サイトアイコン 旧閑ガゼッタ

「ゾーンディフェンス・キラーであるはずの浦和を返り討ちにした大宮」J1 2ndステージ第4節 浦和レッズ-大宮アルディージャ

ツール・ド・フランスを見ていた最中にボチボチと録画していたJリーグの試合の中から、昨日選んだのは第4節・浦和と大宮のさいたまダービー。ダービーの盛り上がりはもちろんだけど、戦術的にどういうマッチアップになるかという興味があったのが理由。

ベルデニックやピムといった監督を起用してきた歴史があるせいか、大宮はJリーグのチームににしては珍しくモダンなゾーン・ディフェンスを見せるチーム。

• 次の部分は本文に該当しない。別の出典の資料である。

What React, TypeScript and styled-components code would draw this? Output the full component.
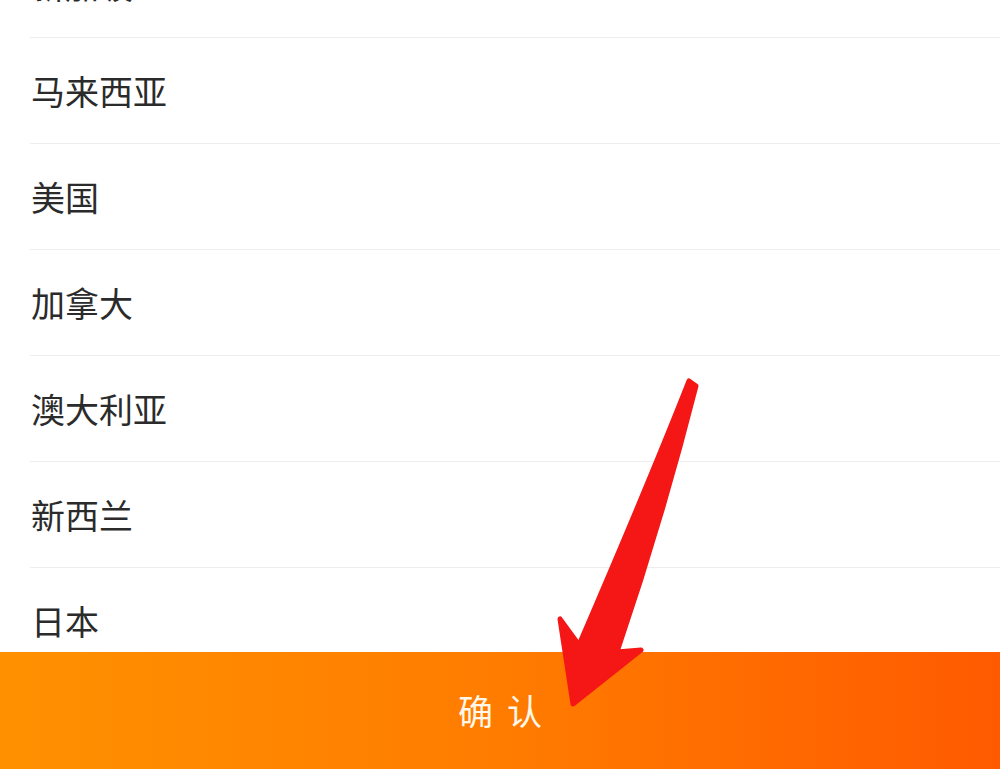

対する浦和のミシャサッカーは、Jリーグではあまり効果を発揮しないけど、本来であればゾーンディフェンスを打ち破るために考えだされたフォーメーションだった。

浦和は、攻撃時には両WBが高く上がって3トップと並んで5トップのような形になるが、これはPAの幅でコンパクトに守る事が多い現在のゾーン・ディフェンスの外側から攻める狙いがある。この試合の序盤は、CBの遠藤から宇賀神や関根に何度も良いパスが渡って浦和が大宮を押し込んだ。

それに対して大宮は、これも最近のセオリーであるボールサイドのSHが下がって5バックのような形で守ろうとしたのだが、このパターンになるとやはり中盤と前線の枚数が足りないためにカウンターに強い選手がいないとジリ貧になりやすく、攻撃の大黒柱である家長を欠く大宮がどういう対策に出るのかなと注目したが、渋谷監督の取った策は「前に出る事」だった。

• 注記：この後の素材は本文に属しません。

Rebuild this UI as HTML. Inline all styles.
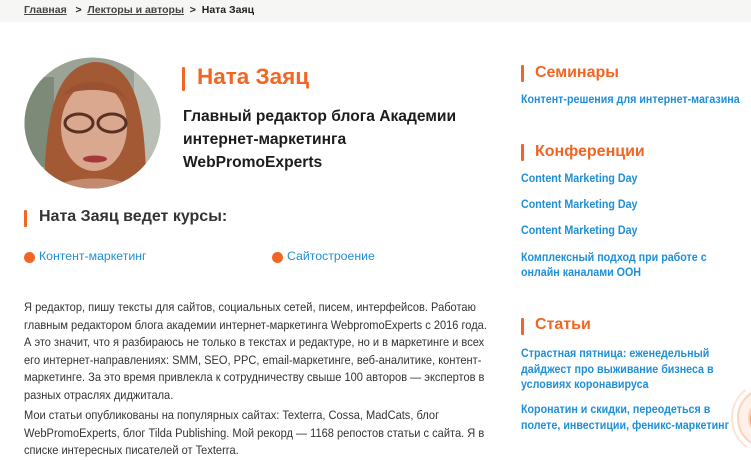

大宮は、両SHのマテウスと泉澤が前から積極的にプレスをかけて浦和のサイドでのビルドアップを封じると同時に、ボールを奪ったら前目に残っているそのマテウスと泉澤にボールを集め、浦和の宇賀神と関根を後ろに下げさせる事で主導権を奪い返した。当然、SBの上がったスペースを浦和に使われる危険性は出るが、そこは高さの無い浦和のFWを見越して中で跳ね返せば良いという割りきりである。

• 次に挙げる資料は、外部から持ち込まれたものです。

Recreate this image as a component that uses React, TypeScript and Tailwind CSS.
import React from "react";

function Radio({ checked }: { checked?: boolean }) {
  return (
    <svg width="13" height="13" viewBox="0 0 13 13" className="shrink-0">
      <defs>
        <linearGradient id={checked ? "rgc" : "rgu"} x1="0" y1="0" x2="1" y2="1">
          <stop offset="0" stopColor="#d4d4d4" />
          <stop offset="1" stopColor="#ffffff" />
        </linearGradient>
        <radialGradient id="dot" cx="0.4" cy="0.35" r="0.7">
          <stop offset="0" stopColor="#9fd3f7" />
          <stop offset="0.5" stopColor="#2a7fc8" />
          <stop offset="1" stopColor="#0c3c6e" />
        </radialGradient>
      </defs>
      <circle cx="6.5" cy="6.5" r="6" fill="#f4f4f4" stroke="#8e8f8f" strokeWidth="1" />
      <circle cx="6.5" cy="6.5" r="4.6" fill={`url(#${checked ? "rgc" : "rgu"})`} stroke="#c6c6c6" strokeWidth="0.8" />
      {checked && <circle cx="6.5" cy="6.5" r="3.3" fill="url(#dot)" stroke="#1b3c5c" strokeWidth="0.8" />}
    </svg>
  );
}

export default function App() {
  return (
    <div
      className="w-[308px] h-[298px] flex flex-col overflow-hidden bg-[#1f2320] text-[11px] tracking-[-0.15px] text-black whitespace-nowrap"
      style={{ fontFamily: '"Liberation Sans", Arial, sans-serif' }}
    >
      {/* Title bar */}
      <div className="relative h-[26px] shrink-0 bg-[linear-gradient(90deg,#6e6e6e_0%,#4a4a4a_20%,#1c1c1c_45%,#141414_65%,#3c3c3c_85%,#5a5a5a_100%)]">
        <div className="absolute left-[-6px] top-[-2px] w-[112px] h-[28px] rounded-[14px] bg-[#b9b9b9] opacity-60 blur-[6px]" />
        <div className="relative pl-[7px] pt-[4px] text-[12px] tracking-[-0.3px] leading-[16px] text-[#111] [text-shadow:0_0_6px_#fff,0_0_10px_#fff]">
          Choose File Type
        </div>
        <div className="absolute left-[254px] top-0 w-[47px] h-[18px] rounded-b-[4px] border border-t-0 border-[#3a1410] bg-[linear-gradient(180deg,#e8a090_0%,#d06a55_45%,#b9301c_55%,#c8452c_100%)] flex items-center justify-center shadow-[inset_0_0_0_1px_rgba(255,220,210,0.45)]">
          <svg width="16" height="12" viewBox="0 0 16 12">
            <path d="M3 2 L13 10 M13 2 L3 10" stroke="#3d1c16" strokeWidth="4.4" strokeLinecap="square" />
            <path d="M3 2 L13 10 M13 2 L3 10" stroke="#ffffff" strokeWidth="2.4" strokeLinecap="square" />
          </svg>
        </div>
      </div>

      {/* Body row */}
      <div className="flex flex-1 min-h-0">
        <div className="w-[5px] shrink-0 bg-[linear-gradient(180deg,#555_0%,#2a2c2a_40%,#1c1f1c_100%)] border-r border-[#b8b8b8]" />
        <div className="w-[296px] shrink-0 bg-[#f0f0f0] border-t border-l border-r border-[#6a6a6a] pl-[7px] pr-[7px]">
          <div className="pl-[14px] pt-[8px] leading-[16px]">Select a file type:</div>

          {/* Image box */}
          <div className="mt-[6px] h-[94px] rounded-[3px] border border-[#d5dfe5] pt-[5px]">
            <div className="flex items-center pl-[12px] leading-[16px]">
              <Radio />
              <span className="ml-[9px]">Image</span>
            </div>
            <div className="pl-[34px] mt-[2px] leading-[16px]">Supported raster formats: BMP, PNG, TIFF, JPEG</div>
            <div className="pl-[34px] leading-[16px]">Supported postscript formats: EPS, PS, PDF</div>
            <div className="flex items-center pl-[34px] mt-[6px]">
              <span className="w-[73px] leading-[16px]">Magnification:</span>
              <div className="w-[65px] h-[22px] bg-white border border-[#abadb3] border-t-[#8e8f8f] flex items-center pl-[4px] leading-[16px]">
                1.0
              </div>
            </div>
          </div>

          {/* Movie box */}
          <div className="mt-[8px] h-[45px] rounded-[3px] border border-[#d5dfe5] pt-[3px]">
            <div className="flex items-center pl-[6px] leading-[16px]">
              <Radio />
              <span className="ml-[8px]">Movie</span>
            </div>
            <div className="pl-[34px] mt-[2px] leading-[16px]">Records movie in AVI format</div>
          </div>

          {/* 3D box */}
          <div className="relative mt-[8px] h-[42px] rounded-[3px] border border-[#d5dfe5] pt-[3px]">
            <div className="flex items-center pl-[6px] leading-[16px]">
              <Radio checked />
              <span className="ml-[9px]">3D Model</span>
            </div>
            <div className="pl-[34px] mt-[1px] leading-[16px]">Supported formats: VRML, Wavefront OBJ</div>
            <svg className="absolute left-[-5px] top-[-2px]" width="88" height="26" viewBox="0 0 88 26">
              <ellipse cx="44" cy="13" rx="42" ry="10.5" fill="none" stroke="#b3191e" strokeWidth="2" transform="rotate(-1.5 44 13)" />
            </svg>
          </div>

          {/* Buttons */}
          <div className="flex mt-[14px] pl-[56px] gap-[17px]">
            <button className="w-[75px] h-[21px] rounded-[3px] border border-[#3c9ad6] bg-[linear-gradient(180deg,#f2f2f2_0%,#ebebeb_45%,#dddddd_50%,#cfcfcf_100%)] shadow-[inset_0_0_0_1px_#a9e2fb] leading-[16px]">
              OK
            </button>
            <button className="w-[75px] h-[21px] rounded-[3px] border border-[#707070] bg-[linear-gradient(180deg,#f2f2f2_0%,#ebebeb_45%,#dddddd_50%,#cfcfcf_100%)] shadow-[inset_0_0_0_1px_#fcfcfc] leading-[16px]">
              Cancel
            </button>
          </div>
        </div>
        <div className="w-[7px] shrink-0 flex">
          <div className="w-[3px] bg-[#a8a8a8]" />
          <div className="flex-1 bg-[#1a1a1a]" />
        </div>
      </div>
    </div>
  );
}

日本のチームの場合、えてして「リスクを減らしたフラット3」のように全部美味しいとこどりをしようとして破綻したり、自分たちのサッカーとかアクションサッカーを唱えてリスクを放棄したり、はたまた守備の穴を埋めようとするあまりに引きこもり硬直サッカーになってしまったりと極端に走る場合が多いが、大宮のプランはしっかりバランスが取れていて感心させられた。こういうチームが増えてくると、Jリーグも希望が持てるよね。

前半の37分に柏木の見事なFKで先制点こそ奪われたが、前半のロスタイムにCKから江坂が頭で合わせて同点にすると、後半には再び武藤のゴールでリードを奪われたが、23分にはマテウスがドリブルからカットインしてのミドルシュートを突き刺し、その後も互いにチャンスを作りながらも2-2で終了と、さいたまダービーを名乗るにふさわしい、戦術的にもエンターテイメント的にも見どころの多い好試合だった。